At a news conference in Geneva, he said history taught us that outbreaks and pandemics were a fact of life. ‘But when the next pandemic comes, the world must be ready — more ready than it was this time,’ he said, according to a WHO statement.
COVID-19 is teaching all of us many lessons. One of them is that health is not a luxury item for those who can afford it; it’s a necessity, and a human right. Public health is the foundation of social, economic and political stability. That means investing in population-based services for preventing, detecting and responding to disease, he said.
In recent years, many countries have made enormous advances in medicine, but too many have neglected their basic public health systems, which are the foundation for responding to infectious disease outbreaks.
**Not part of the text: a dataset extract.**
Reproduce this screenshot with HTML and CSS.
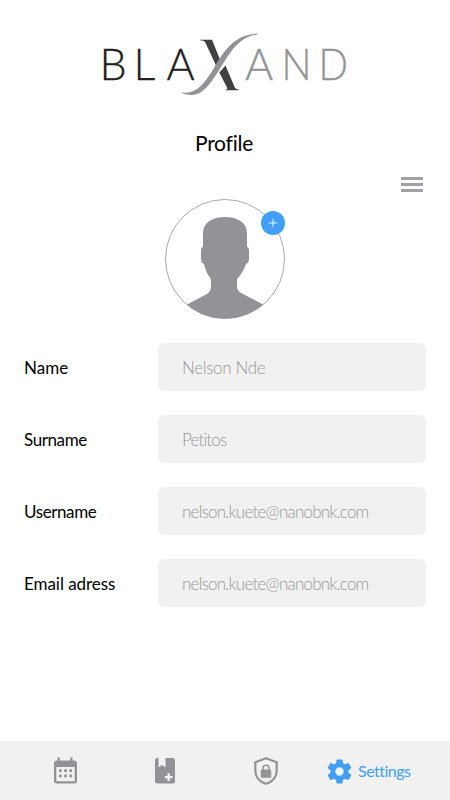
FILE: index.html
```html
<!DOCTYPE html>
<html lang="en">
<head>
<meta charset="utf-8">
<title>Profile</title>
<link rel="stylesheet" href="styles.css">
</head>
<body>
<div class="app">
  <header class="brand">
    <svg class="logo" width="270" height="68" viewBox="100 30 270 68" role="img" aria-label="Blaxand">
      <text class="logo-dark" x="99.500" y="80">B</text>
      <text class="logo-dark" x="133.500" y="80">L</text>
      <text class="logo-dark" x="166.500" y="80">A</text>
      <text class="logo-light" x="245" y="80">A</text>
      <text class="logo-light" x="281.500" y="80" textLength="30" lengthAdjust="spacingAndGlyphs">N</text>
      <text class="logo-light" x="318.500" y="80" textLength="29.500" lengthAdjust="spacingAndGlyphs">D</text>
      <path fill="#414042" d="M200 39.700H212L221 62L216.500 66.500L205.300 42.500Q204 40.300 200 40.200Z"/>
      <path fill="#414042" d="M225.500 65.500L234.800 87.500Q235.800 89.500 239 89.700V90.300H225.500V89.700Q228 89.500 227 87.500L219.300 72.500Z"/>
      <path fill="#929397" d="M180.700 92.300C196 95 204 83.500 211.500 72C220 58 231 34 257.500 33.600V34.600C239 36 229 54 219.500 69.500C209 87 201 95 192 95Q185 95 180.700 92.300Z"/>
    </svg>
  </header>
  <h1 class="title">Profile</h1>
  <button class="menu" aria-label="Menu"><span></span><span></span><span></span></button>
  <div class="avatar">
    <svg width="120" height="120" viewBox="0 0 120 120">
      <defs><clipPath id="round"><circle cx="60" cy="60" r="59.500"/></clipPath></defs>
      <path clip-path="url(#round)" fill="#929397" d="M60 18C47 18 38 24 38 34V48Q36 48 36 52V60Q36 64 39 65Q41 74 46 80V88Q46 93 40 96L21 106V120H99V106L78 95Q72 92 72 88V80Q78 74 81 65Q84 64 84 60V52Q84 48 82 48V34C82 24 73 18 60 18Z"/>
      <circle cx="60" cy="60" r="59.500" fill="none" stroke="#929397" stroke-width=".8"/>
    </svg>
    <button class="add" aria-label="Add photo"><svg width="10" height="10" viewBox="0 0 10 10"><path d="M5 .8V9.200M.8 5H9.200" stroke="#fff" stroke-width=".9"/></svg></button>
  </div>
  <main class="form">
    <div class="row"><span class="label l-name">Name</span><div class="field f-name">Nelson Nde</div></div>
    <div class="row"><span class="label l-sur">Surname</span><div class="field f-sur">Petitos</div></div>
    <div class="row"><span class="label l-user">Username</span><div class="field">nelson.kuete@nanobnk.com</div></div>
    <div class="row"><span class="label l-mail">Email adress</span><div class="field">nelson.kuete@nanobnk.com</div></div>
  </main>
  <nav class="tabs">
    <svg width="24" height="28" viewBox="0 0 24 28"><path fill="#929397" fill-rule="evenodd" d="M4.500 .500H6.800V3.500H17.200V.500H19.500V3.500H21Q24 3.500 24 6.500V24Q24 26.500 21.500 26.500H3.500Q1 26.500 1 24V6.500Q1 3.500 4 3.500H4.500ZM3.300 10V24.200H21.700V10ZM6 12.200H8.700V14.900H6ZM11.200 12.200H13.900V14.900H11.200ZM16.300 12.200H19V14.900H16.300ZM6 17.500H8.700V20.200H6ZM11.200 17.500H13.900V20.200H11.200ZM16.300 17.500H19V20.200H16.300Z"/></svg>
    <svg class="book" width="20" height="26" viewBox="0 0 20 26"><path fill="#929397" d="M2.500 0H3.500V9.500L7 7L10.500 9.500V0H17.500Q20 0 20 2.500V23Q20 25.500 17.500 25.500H2.500Q0 25.500 0 23V2.500Q0 0 2.500 0Z"/><path d="M13.700 15.200V23M9.800 19.100H17.600" stroke="#f1f1f1" stroke-width="2.400"/></svg>
    <svg class="shield" width="24" height="30" viewBox="0 0 24 30"><path fill="none" stroke="#929397" stroke-width="2.200" d="M12 2.200L22.700 6.300V14.500C22.700 21 18.500 25.800 12 27.800C5.500 25.800 1.300 21 1.300 14.500V6.300Z"/><rect x="6.800" y="13.500" width="10.400" height="8.300" rx="1" fill="#929397"/><path d="M9 14V12Q9 9.300 12 9.300Q15 9.300 15 12V14" fill="none" stroke="#929397" stroke-width="1.500"/></svg>
    <a class="settings"><svg width="29" height="29" viewBox="0 0 24 24"><path fill="#429ff5" d="M19.430 12.980c.04-.32.07-.64.07-.98s-.03-.66-.07-.98l2.110-1.650c.19-.15.240-.42.120-.64l-2-3.460c-.12-.22-.39-.3-.61-.22l-2.490 1c-.52-.4-1.080-.73-1.690-.98l-.38-2.650C14.460 2.180 14.250 2 14 2h-4c-.25 0-.46.180-.49.420l-.38 2.650c-.61.250-1.170.590-1.690.980l-2.490-1c-.23-.09-.49 0-.61.220l-2 3.460c-.13.220-.07.490.120.640l2.110 1.650c-.04.320-.07.650-.07.980s.03.660.07.980l-2.110 1.650c-.19.150-.24.420-.12.640l2 3.460c.12.220.39.300.61.220l2.490-1c.52.400 1.080.730 1.690.980l.38 2.650c.03.240.24.420.49.420h4c.25 0 .46-.18.490-.42l.38-2.650c.61-.25 1.170-.59 1.690-.98l2.490 1c.23.090.49 0 .61-.22l2-3.460c.12-.22.070-.49-.12-.64zM12 15.500A3.500 3.500 0 1 1 12 8.500A3.500 3.500 0 0 1 12 15.500Z"/></svg><span>Settings</span></a>
  </nav>
</div>
</body>
</html>
```
FILE: styles.css
```css
* { box-sizing: border-box; }
body { margin: 0; background: #fff; font-family: Lato, "Liberation Sans", sans-serif; font-variant-ligatures: none; color: #000; }
button { border: 0; padding: 0; background: none; }
.app { width: 450px; height: 800px; display: flex; flex-direction: column; overflow: hidden; }
.brand { padding: 30px 0 0 100px; height: 98px; }
.logo { display: block; overflow: visible; }
.logo text { font-size: 43px; font-weight: 300; stroke-width: .3px; }
.logo-dark { fill: #231f20; stroke: #231f20; }
.logo-light { fill: #929397; stroke: #929397; }
.title { margin: 30px 0 0; height: 30px; line-height: 30px; padding-left: 195px; font-size: 21px; font-weight: 400; letter-spacing: -.25px; white-space: nowrap; }
.menu { align-self: flex-end; margin: 19px 27px 0 0; width: 22px; height: 15px; display: flex; flex-direction: column; justify-content: space-between; }
.menu span { height: 3px; width: 22px; background: #a0a1a5; }
.avatar { position: relative; width: 120px; height: 120px; margin: 7px 0 0 165px; }
.avatar > svg { display: block; }
.add { position: absolute; top: 12px; right: 0; width: 24px; height: 24px; border-radius: 50%; background: #429ff5; display: flex; align-items: center; justify-content: center; }
.form { margin: 24px 24px 0; display: grid; gap: 24px; }
.row { display: grid; grid-template-columns: 134px 268px; height: 48px; align-items: center; }
.label { font-size: 17px; font-weight: 400; white-space: nowrap; }
.l-sur, .l-user { letter-spacing: -.4px; }
.l-mail { letter-spacing: -.05px; }
.field { height: 48px; line-height: 48px; padding: 1px 0 0 24px; background: #f1f1f1; border-radius: 6px; font-size: 17px; font-weight: 300; color: #97989b; letter-spacing: -.78px; white-space: nowrap; }
.f-name { letter-spacing: -.35px; }
.f-sur { letter-spacing: -.85px; }
.tabs { margin-top: auto; height: 59px; background: #f1f1f1; display: flex; align-items: center; padding: 1px 0 0 53px; }
.tabs svg { flex: none; }
.book { margin-left: 78px; }
.shield { margin-left: 79px; }
.settings { display: flex; align-items: center; margin-left: 47px; gap: 4px; font-size: 16px; letter-spacing: -.5px; color: #429ff5; }
.settings span { margin-top: -2px; }
```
Part of every country’s commitment to building back better must therefore be to invest in public health, as an investment in a healthier and safer future, said the WHO chief.
Many countries had done well because they learned lessons from previous outbreaks of SARS, MERS, measles, polio, Ebola, flu and other diseases, said Tedros.
The global COVID-19 death toll has been reached to 891,240, according to the latest tally from the John Hopkins University.
Besides, the number of confirmed coronavirus cases has recorded 27,254,716.